> **Task details**: Copy word for word the lines in the records below, starting at the line with "Write the Vue 3 code for this screenshot." and ending at the line with "const term = ref('')". Skip the pictures.

> **Material**:
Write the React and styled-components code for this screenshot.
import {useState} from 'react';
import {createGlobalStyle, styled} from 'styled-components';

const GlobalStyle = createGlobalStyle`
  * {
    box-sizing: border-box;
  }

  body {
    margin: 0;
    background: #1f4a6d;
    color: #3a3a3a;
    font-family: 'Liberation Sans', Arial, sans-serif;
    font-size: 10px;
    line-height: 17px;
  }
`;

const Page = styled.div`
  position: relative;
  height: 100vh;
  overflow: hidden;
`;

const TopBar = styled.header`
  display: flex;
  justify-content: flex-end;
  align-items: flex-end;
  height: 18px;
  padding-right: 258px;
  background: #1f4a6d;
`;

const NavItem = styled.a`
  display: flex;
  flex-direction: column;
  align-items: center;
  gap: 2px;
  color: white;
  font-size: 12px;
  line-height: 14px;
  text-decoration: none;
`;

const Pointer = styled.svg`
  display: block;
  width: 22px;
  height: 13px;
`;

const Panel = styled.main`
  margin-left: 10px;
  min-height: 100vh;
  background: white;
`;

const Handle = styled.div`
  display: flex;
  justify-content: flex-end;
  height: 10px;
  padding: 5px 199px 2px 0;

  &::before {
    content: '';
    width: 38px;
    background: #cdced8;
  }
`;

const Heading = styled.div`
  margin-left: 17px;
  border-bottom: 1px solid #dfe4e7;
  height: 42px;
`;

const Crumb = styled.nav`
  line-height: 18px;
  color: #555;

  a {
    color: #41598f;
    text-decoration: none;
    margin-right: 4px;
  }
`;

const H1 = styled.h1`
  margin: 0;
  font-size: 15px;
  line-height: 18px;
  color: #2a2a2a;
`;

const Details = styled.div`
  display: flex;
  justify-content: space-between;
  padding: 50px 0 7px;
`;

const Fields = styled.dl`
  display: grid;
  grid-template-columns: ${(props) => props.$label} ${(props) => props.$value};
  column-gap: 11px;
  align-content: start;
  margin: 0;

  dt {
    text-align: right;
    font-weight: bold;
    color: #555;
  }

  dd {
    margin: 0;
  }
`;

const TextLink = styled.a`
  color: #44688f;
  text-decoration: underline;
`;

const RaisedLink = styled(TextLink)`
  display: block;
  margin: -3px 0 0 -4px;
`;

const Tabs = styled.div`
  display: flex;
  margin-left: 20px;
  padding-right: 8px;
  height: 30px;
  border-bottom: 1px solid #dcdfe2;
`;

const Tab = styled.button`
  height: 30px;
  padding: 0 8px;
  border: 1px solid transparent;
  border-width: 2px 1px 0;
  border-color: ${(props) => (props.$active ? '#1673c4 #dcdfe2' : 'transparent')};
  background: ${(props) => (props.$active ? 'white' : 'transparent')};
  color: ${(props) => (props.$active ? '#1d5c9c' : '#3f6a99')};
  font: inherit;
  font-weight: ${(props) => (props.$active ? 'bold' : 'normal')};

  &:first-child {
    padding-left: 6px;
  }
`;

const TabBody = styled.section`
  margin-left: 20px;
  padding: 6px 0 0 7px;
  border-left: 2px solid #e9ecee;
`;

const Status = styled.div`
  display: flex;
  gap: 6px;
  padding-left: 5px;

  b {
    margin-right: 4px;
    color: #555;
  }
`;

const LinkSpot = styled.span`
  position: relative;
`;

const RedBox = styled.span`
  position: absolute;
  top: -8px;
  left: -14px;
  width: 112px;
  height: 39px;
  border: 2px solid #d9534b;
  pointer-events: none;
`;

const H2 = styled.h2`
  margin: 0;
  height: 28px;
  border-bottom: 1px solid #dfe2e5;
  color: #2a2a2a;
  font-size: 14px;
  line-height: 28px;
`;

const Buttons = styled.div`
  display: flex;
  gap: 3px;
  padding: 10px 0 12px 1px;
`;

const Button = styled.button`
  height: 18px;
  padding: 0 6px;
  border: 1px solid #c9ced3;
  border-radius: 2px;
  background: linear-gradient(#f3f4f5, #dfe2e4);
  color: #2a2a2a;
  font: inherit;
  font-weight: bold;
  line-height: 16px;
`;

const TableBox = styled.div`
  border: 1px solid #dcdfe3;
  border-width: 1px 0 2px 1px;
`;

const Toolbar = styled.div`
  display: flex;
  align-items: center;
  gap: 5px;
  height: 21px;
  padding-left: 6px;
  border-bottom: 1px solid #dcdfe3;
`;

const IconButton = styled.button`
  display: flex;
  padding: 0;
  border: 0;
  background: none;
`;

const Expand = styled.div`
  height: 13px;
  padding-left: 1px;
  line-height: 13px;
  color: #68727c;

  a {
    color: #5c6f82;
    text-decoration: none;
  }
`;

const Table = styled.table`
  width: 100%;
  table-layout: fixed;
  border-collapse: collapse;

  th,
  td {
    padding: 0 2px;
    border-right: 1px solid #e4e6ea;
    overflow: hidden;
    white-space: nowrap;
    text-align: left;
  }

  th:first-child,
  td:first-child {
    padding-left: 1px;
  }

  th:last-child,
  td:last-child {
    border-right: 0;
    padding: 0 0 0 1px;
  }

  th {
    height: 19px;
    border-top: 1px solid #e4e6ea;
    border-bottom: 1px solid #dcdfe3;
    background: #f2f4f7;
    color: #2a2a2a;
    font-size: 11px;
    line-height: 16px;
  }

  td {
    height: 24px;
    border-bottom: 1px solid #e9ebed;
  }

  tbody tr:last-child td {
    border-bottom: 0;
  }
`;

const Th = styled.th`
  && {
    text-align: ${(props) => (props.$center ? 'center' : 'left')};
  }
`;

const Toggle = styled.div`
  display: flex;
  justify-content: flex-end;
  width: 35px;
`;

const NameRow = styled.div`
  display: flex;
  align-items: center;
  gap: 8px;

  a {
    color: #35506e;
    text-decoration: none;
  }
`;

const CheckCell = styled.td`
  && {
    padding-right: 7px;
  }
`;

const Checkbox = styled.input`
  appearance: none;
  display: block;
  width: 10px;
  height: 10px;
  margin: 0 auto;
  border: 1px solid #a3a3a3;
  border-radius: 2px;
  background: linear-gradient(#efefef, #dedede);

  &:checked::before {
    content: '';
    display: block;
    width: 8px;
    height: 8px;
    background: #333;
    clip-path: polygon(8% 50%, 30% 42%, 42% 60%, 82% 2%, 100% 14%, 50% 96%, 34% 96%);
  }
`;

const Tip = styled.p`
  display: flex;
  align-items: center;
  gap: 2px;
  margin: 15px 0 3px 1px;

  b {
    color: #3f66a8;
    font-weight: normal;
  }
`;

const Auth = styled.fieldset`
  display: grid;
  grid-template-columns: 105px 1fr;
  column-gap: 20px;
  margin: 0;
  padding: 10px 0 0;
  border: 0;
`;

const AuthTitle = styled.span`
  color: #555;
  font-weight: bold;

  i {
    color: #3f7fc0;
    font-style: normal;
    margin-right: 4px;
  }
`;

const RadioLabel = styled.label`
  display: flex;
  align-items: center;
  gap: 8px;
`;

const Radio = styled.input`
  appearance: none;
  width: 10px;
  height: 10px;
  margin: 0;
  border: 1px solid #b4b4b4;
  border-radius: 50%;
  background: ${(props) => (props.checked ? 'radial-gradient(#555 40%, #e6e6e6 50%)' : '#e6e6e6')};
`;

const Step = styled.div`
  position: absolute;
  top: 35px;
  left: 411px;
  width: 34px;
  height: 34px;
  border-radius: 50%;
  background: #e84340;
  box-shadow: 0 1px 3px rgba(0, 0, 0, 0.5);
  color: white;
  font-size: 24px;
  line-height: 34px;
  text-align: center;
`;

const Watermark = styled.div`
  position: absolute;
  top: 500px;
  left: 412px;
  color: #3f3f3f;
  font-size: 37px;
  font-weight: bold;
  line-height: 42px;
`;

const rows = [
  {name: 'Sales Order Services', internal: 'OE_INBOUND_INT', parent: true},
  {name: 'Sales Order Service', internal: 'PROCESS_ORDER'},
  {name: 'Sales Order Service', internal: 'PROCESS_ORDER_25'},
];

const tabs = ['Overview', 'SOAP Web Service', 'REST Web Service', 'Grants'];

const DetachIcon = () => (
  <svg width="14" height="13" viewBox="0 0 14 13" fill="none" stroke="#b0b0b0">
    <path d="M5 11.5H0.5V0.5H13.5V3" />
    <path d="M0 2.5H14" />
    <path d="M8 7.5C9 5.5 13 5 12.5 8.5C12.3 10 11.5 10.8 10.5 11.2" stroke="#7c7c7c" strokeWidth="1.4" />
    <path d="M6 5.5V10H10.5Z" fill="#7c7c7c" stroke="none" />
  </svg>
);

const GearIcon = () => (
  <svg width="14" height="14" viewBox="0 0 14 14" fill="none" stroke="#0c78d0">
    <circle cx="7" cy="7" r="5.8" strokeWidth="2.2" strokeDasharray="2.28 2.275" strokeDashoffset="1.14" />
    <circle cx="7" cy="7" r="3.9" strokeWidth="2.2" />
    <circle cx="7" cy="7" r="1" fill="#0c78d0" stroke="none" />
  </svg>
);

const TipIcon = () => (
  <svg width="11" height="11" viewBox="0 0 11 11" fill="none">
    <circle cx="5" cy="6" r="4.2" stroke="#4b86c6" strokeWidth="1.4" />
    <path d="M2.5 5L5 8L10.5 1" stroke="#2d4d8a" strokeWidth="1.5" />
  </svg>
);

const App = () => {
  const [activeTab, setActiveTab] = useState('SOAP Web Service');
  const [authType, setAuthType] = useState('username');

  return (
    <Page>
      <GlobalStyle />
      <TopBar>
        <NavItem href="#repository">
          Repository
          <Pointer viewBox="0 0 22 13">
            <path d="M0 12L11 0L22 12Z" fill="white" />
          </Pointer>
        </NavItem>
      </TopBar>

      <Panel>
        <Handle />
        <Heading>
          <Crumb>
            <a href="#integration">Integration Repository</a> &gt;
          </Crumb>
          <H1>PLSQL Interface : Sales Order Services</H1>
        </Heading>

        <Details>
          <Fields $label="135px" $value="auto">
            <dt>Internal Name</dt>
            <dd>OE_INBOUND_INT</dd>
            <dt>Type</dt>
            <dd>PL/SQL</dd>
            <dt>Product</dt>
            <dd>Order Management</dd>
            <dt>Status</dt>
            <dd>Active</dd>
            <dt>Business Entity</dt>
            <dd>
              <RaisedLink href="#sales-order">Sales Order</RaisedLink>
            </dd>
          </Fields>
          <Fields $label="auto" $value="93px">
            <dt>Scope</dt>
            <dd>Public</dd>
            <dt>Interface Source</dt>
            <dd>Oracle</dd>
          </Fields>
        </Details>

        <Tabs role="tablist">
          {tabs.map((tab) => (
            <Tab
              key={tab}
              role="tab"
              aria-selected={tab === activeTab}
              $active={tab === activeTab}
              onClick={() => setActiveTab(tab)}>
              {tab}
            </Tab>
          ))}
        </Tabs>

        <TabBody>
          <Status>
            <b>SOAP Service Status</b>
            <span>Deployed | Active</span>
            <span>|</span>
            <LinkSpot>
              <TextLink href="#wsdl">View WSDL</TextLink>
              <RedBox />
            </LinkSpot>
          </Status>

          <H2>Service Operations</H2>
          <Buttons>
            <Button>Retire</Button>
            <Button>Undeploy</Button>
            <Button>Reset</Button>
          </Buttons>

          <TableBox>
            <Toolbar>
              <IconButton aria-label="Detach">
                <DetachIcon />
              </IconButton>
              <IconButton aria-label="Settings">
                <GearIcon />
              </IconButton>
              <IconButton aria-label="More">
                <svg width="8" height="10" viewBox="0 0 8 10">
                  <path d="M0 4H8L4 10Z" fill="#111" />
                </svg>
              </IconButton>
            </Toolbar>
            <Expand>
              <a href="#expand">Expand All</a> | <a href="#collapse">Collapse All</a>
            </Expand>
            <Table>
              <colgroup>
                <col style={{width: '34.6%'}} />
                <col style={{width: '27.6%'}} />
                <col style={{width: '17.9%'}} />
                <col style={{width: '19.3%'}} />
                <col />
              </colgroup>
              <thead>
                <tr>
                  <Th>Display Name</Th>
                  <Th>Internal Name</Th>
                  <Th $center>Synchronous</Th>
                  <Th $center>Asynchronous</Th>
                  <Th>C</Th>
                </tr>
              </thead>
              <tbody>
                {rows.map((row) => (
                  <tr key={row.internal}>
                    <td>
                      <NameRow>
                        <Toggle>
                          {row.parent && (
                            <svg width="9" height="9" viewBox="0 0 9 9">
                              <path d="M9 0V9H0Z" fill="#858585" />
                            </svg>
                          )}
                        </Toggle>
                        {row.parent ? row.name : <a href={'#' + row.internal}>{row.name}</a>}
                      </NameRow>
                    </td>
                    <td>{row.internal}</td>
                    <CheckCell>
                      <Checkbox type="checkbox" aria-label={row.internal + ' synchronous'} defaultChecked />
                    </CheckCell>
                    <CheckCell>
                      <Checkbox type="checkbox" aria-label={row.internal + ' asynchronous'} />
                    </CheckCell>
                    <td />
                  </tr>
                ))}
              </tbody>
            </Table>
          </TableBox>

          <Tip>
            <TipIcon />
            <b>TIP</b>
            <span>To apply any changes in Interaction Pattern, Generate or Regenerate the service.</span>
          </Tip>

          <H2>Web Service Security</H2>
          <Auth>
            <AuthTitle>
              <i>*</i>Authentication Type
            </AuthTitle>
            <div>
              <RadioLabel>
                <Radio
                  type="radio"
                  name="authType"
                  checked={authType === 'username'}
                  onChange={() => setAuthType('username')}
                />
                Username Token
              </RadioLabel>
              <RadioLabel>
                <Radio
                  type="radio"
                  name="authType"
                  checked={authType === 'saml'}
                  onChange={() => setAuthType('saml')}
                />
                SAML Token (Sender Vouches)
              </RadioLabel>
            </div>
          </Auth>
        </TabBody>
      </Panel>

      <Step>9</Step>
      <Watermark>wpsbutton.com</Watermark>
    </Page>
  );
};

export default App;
---
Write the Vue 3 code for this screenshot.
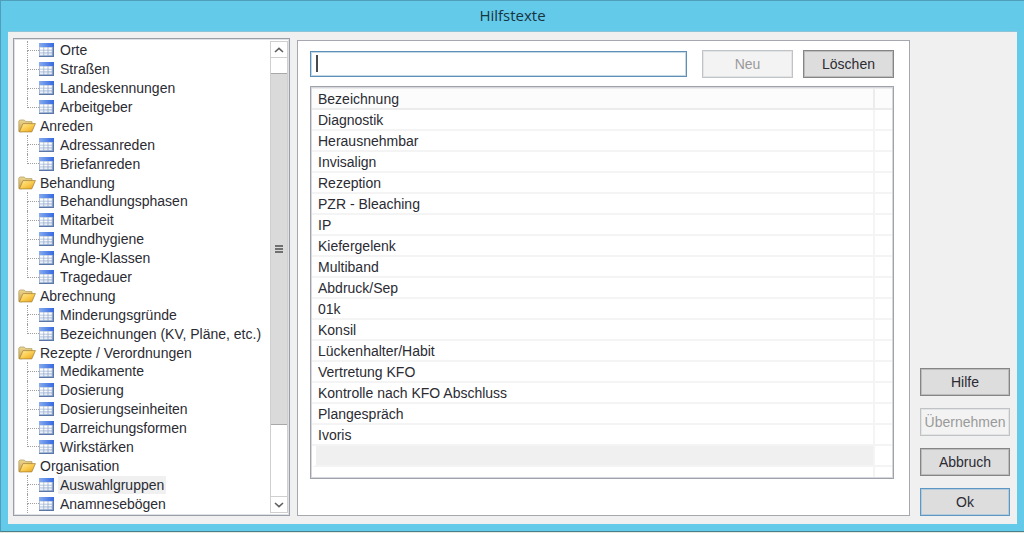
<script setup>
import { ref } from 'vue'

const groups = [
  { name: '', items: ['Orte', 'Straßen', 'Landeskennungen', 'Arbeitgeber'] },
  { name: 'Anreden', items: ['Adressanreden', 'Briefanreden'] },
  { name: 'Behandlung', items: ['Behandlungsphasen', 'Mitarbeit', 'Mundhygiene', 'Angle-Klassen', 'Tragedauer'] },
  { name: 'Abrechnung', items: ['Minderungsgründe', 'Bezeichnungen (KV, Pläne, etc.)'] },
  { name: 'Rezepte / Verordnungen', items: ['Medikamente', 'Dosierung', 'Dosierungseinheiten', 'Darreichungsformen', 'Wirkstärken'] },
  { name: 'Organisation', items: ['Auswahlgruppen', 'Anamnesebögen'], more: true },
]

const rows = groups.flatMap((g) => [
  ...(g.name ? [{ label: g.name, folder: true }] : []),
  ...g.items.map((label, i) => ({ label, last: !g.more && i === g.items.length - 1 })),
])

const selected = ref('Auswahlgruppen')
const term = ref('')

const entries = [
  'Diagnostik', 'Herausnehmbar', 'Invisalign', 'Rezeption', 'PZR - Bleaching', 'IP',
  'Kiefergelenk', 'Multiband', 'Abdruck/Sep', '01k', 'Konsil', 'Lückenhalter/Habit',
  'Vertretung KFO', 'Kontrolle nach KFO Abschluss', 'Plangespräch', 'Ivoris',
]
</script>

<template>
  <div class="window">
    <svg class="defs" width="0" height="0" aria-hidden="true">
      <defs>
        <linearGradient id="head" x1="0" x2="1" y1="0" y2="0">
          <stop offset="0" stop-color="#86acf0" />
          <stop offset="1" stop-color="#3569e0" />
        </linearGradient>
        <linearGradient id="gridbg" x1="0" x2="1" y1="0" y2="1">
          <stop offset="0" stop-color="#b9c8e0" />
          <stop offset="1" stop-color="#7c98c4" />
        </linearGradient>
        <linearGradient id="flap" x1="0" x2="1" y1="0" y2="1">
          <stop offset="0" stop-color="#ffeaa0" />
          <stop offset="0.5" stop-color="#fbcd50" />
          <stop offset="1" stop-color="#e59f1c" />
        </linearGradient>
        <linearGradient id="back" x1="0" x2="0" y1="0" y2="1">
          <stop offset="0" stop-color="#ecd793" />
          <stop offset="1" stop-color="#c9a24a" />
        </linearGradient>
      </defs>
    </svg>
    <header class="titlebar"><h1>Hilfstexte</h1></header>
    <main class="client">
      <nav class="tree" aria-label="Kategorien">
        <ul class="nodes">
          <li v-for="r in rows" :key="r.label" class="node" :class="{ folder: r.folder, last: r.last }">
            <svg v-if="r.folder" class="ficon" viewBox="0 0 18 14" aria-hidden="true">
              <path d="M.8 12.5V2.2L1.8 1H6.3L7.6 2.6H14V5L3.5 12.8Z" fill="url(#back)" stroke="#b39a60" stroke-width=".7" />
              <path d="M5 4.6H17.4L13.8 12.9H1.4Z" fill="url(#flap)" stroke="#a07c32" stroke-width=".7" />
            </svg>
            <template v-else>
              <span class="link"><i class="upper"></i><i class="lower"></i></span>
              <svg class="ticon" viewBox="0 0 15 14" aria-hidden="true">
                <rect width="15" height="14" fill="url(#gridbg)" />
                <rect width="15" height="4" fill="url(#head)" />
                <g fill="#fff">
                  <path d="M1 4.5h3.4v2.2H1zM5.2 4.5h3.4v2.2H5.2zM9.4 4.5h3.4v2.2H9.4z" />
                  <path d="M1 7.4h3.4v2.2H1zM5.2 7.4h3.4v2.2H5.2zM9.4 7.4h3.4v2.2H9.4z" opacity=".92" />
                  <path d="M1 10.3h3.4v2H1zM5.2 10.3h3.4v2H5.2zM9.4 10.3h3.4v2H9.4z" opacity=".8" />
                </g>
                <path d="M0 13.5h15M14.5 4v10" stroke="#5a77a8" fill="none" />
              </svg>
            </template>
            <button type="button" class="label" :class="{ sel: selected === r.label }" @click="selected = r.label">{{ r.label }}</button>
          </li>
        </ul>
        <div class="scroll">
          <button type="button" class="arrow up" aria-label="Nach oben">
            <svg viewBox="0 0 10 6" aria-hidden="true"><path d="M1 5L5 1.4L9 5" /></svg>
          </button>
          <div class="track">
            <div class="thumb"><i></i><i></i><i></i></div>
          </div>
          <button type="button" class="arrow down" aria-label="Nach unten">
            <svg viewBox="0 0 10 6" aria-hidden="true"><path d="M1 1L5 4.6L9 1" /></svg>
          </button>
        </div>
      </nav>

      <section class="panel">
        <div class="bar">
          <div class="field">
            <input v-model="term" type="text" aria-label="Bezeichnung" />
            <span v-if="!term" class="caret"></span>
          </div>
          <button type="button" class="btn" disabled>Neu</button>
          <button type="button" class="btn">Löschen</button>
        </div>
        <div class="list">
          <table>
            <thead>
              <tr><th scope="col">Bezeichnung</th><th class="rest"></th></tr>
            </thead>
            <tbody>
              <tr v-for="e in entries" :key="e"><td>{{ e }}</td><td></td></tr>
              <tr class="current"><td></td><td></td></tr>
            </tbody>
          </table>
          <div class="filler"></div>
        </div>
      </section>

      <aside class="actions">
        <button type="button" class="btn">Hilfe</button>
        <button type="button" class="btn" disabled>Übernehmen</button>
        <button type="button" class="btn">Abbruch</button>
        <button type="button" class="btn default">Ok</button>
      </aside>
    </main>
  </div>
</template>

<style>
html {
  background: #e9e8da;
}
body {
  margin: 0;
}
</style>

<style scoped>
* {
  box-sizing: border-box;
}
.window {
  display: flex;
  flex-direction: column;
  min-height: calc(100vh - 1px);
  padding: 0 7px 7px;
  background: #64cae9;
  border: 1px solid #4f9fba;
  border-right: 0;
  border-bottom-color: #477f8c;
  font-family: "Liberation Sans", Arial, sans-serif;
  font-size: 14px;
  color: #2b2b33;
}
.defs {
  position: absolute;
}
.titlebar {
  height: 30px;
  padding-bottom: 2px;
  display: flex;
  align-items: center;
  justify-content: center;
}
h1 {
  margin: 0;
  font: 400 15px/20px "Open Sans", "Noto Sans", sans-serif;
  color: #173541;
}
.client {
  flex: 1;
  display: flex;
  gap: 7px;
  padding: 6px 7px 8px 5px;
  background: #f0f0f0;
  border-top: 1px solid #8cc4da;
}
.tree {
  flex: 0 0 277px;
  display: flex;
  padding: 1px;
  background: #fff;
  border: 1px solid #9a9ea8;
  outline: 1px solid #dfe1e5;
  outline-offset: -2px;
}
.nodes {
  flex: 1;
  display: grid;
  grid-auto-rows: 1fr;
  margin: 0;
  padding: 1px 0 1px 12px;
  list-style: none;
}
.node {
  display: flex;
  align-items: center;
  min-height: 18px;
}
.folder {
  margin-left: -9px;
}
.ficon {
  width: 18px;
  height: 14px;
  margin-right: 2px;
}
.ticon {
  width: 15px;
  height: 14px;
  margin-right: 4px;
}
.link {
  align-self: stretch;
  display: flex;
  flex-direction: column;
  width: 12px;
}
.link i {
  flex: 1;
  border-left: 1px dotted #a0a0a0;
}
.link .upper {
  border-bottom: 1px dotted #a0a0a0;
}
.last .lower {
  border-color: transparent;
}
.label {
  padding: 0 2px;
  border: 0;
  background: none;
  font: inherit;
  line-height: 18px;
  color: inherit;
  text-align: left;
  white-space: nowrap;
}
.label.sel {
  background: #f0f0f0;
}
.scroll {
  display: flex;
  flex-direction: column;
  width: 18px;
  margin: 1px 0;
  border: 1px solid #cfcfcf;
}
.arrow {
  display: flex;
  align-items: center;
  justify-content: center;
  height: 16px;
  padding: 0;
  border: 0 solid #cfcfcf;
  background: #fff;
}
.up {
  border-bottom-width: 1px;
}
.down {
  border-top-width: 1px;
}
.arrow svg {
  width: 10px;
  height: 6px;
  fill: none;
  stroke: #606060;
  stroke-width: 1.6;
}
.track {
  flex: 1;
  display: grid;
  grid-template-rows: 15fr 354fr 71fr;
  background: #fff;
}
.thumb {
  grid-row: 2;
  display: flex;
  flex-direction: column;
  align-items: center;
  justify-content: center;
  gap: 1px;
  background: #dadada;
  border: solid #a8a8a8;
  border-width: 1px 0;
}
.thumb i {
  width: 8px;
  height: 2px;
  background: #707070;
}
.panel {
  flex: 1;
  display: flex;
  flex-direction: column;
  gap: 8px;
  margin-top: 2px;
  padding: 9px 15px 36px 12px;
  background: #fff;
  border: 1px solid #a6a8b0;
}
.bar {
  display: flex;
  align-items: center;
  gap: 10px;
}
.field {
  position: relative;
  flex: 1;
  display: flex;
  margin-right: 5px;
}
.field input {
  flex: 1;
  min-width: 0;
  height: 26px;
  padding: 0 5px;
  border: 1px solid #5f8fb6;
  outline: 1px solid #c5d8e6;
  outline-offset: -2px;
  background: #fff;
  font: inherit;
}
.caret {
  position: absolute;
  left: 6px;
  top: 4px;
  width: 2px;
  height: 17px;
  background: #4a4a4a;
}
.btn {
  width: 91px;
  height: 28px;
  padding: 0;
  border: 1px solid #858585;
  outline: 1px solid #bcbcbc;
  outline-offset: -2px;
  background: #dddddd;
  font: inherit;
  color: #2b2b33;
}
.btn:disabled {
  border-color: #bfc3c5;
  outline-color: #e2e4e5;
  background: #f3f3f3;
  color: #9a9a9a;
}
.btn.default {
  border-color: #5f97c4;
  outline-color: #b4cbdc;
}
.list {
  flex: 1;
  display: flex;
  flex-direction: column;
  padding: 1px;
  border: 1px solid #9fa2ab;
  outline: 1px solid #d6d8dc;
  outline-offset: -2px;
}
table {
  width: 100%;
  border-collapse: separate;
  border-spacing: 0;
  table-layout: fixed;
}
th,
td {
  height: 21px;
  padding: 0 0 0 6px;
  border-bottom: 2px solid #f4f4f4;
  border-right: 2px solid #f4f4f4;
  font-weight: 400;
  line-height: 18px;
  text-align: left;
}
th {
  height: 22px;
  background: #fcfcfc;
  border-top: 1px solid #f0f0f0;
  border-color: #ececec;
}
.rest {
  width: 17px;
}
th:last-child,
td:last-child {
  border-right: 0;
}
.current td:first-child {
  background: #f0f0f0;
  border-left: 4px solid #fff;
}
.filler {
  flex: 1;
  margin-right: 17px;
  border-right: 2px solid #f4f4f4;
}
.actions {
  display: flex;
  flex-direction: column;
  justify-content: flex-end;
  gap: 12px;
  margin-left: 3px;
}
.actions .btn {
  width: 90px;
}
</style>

> **Result of the exercise**:
Write the Vue 3 code for this screenshot.
<script setup>
import { ref } from 'vue'

const groups = [
  { name: '', items: ['Orte', 'Straßen', 'Landeskennungen', 'Arbeitgeber'] },
  { name: 'Anreden', items: ['Adressanreden', 'Briefanreden'] },
  { name: 'Behandlung', items: ['Behandlungsphasen', 'Mitarbeit', 'Mundhygiene', 'Angle-Klassen', 'Tragedauer'] },
  { name: 'Abrechnung', items: ['Minderungsgründe', 'Bezeichnungen (KV, Pläne, etc.)'] },
  { name: 'Rezepte / Verordnungen', items: ['Medikamente', 'Dosierung', 'Dosierungseinheiten', 'Darreichungsformen', 'Wirkstärken'] },
  { name: 'Organisation', items: ['Auswahlgruppen', 'Anamnesebögen'], more: true },
]

const rows = groups.flatMap((g) => [
  ...(g.name ? [{ label: g.name, folder: true }] : []),
  ...g.items.map((label, i) => ({ label, last: !g.more && i === g.items.length - 1 })),
])

const selected = ref('Auswahlgruppen')
const term = ref('')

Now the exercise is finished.